Attack Of The 6 Foot Woman - Revisted.
Posted by Saucy Dame Dizzle on
June 6, 2003
Niggaz.. betta grab a seat
Grab on your dick as this bitch gets deep
Deeper than the pussy of a bitch six feet . . . - Lil Kim
THE FACTS:
I am 6 feet tall - a size 18 -and I wear a size 11 shoe. On most days I wear boots/shoes with 2 to 3 inch heels. I am busty - bossy- and bold. My clothes and language are colorful. I don’t talk loud - but my voice tends to carry. No matter where I go - I never blend in and I am always noticed. And for these reasons - I just aint to good at being sneaky. And because people are so very aware of my presence - I am ultra aware of theirs. I can peep out everything about a person in 2 seconds flat. Yes- the air is madd clear up here in the land of the 6 foot amazons.
YESTERDAY . . .
All of my life I have been a measuring stick to the male gender. Through out elementary - middle school and high school - young- bird chested - boys would come stand next to me - shoulder to shoulder - hoping they had gained some height on me over the summer break. “I’m almost as tall as you, Angelique” . . . almost.

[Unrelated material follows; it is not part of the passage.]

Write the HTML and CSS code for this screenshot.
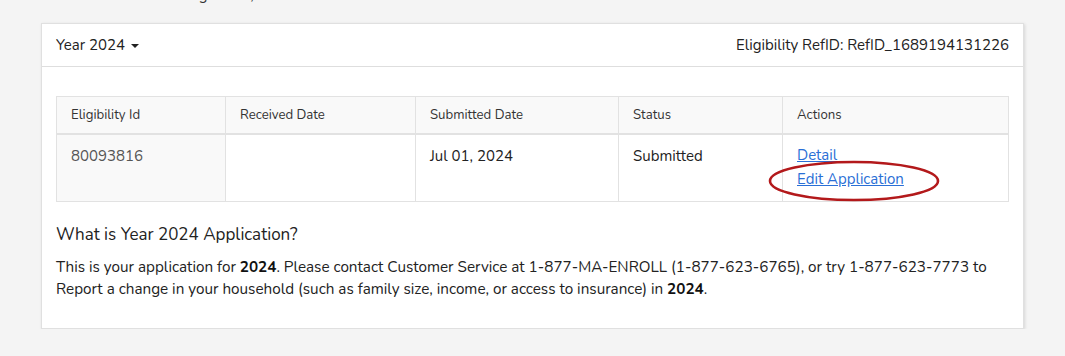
FILE: index.html
```html
<!DOCTYPE html>
<html>
<head>
<meta charset="utf-8">
<link rel="stylesheet" href="styles.css">
</head>
<body>
<div class="page">
  <div class="renewal">Next Renewal Date: August 18, 2024</div>
  <div class="panel">
    <div class="panel-head">
      <div class="year">Year 2024 <span class="caret"></span></div>
      <div class="refid">Eligibility RefID: RefID_1689194131226</div>
    </div>
    <div class="panel-body">
      <table class="grid">
        <thead>
          <tr>
            <th class="c1">Eligibility Id</th>
            <th class="c2">Received Date</th>
            <th class="c3">Submitted Date</th>
            <th class="c4">Status</th>
            <th class="c5">Actions</th>
          </tr>
        </thead>
        <tbody>
          <tr>
            <td class="idcell">80093816</td>
            <td></td>
            <td class="dark">Jul 01, 2024</td>
            <td class="dark">Submitted</td>
            <td class="actions">
              <div class="links">
                <a href="#">Detail</a>
                <span class="circled"><a href="#">Edit Application</a>
                  <svg class="ring" width="172" height="42" viewBox="0 0 172 42"><ellipse cx="86" cy="21" rx="84" ry="19" fill="none" stroke="#b3191b" stroke-width="2.6"/></svg>
                </span>
              </div>
            </td>
          </tr>
        </tbody>
      </table>
      <h3 class="title">What is Year 2024 Application?</h3>
      <p class="desc">This is your application for <b>2024</b>. Please contact Customer Service at 1-877-MA-ENROLL (1-877-623-6765), or try 1-877-623-7773 to Report a change in your household (such as family size, income, or access to insurance) in <b>2024</b>.</p>
    </div>
  </div>
</div>
</body>
</html>
```

FILE: styles.css
```css
html, body {
  margin: 0;
  padding: 0;
  background: #f4f4f4;
}
body {
  font-family: "Nunito", "Lato", "Open Sans", sans-serif;
  color: #222;
  font-size: 15.25px;
}
.page {
  padding: 0 41px;
  margin-top: -16px;
}
.renewal {
  height: 39px;
  line-height: 22px;
  font-size: 15px;
  color: #333;
}
.panel {
  background: #fff;
  border: 1px solid #e0e0e0;
  box-shadow: 1px 1px 3px rgba(0,0,0,0.12);
  height: 306px;
  box-sizing: border-box;
}
.panel-head {
  display: flex;
  justify-content: space-between;
  align-items: center;
  height: 42px;
  padding: 0 14px;
  border-bottom: 1px solid #dedede;
  font-size: 15px;
  color: #222;
}
.caret {
  display: inline-block;
  width: 0;
  height: 0;
  border-left: 4px solid transparent;
  border-right: 4px solid transparent;
  border-top: 4px solid #222;
  vertical-align: middle;
  margin-left: 2px;
}
.panel-body {
  padding: 29px 14px 0;
}
.grid {
  width: 100%;
  border-collapse: collapse;
  border: 1px solid #e2e2e2;
}
.grid th {
  background: #f9f9f9;
  font-weight: normal;
  font-size: 13.2px;
  color: #333;
  text-align: left;
  height: 36px;
  padding: 0 14px;
  border: 1px solid #e2e2e2;
  border-bottom: 2px solid #e2e2e2;
}
.grid td {
  vertical-align: top;
  padding: 11px 14px 0;
  height: 55px;
  border: 1px solid #e2e2e2;
  font-size: 15px;
  color: #555;
  line-height: 20px;
}
.grid td.dark { color: #222; }
.grid td.idcell { background: #f9f9f9; }
.c1 { width: 140px; }
.c2 { width: 161px; }
.c3 { width: 174px; }
.c4 { width: 135px; }
.links {
  margin-top: -3px;
}
.actions a {
  display: block;
  color: #2a6fd6;
  text-decoration: underline;
  line-height: 24px;
}
.circled {
  position: relative;
  display: block;
}
.ring {
  position: absolute;
  left: -29px;
  top: -7px;
  pointer-events: none;
}
.title {
  font-size: 17px;
  font-weight: normal;
  margin: 22px 0 10px;
  color: #222;
  line-height: 22px;
}
.desc {
  margin: 0;
  line-height: 22px;
  color: #222;
}
.desc b { font-weight: 700; color: #111; }
```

In high school I dated college guys because they seemed to be less intimidated by me. I was tall and “developed” and for this reason I believe my attitude was more mature than the average teenager. I intimidated high school boys. I guess they figured because I am tall I would to be some big-bully-lady of rage -type bitch. They must of thought I’d be able to kick their ass if I didn’t like the way our dating process was flowing. I’ve always been know for my take no bullshit attitude, but I am just as tender and sensitive as the next female. I don’t consider myself to be “man-ish” in any form of fashion.
TODAY . . .
Not much has changed. Men are still intimidated by my height and size. When I open up my mouth and get to politic’n on some real and diverse conversation - the intimidation grows. As soon as they learn I can do pretty much anything they can do - it’s really over with. Brothas get to running for the hill - streets - they baby momma - the welfare office. . .
I’m familiar with the mentality. And I do not take it personal. I know that I am tall and beautiful inside and out. Or at least I strive to be. I know one day some fearless soul is going to come along and have me purring like a kitten. He will recognize that my height does not challenge his masculinity and I am not a threat to his “manhood”. Until then - I will continue to keep shopping for more stilettos and checking these weaklings. Besides - I feel like a big doofus most flat heeled shoes. It just aint me.
SPEAKING FROM EXPERIENCE:
One thing I have noticed is that is the tall basketball playing brothers that don’t want to give me any action. I don’t get that? I have some theories but it would require to much time to break it down properly. Short men on the other hand generally don’t have a problem approaching me.
SHORT MEN:
Short men adore me. I guess they feel I’m a challenge. Their bodies may be frail and small - but the ego and determination are of large proportions. They appreciate my beauty. They want to be cradled in my arms, while they nuzzle my bosom. They want me to talk to them like a baby and give them advice. In the bedroom - they want to break me down - but I just can’t picture myself twisted up in a pretzel - sweating and moaning and calling some little mans name. From my experience, the same things they want from me - they can’t give in return. I can only withstand so much oral pleasure before I was some rough a rugged - manly - ass smacking - hair pulling type shit. I can’t be unleashed if I feel like I’m lying in the bed with my son! That would feel just plain ol’ wrong. I can’t ride you little man! My 6 foot frame will crush you and you will never ever been the same. This may be Fantasy Island - but I’m not in need of another Tattoo.
It is not that short men aren’t attractive. I see plenty of fine men that are shorter than me. It almost makes me wish I could shrink down to size and maybe I would find my soul mate. I’ve met some shorter men with great personalities and the mental capacity to keep me intrigued. But that height and weight difference always lingers in the back of my head.
Maybe I’m missing out? Or . . .maybe not.
THE BOTTOM LINE IS:
When meeting a potential suitor, I envision a teeter-totter in my head. If I am on one end of the teeter-totter and he is on the other - are both sides balanced? If his legs are dangling high in the air - like Michael Jackson’s baby’s legs were hanging over that banister in Berlin. - then I can’t fuck with him. Period.
It’s a cold world, huh? Just like I’m not approached for being considered too tall or too fat, I’m rejecting brothers for being to short. I guess that’s the way it is. I’m just trying to get in where I fit in.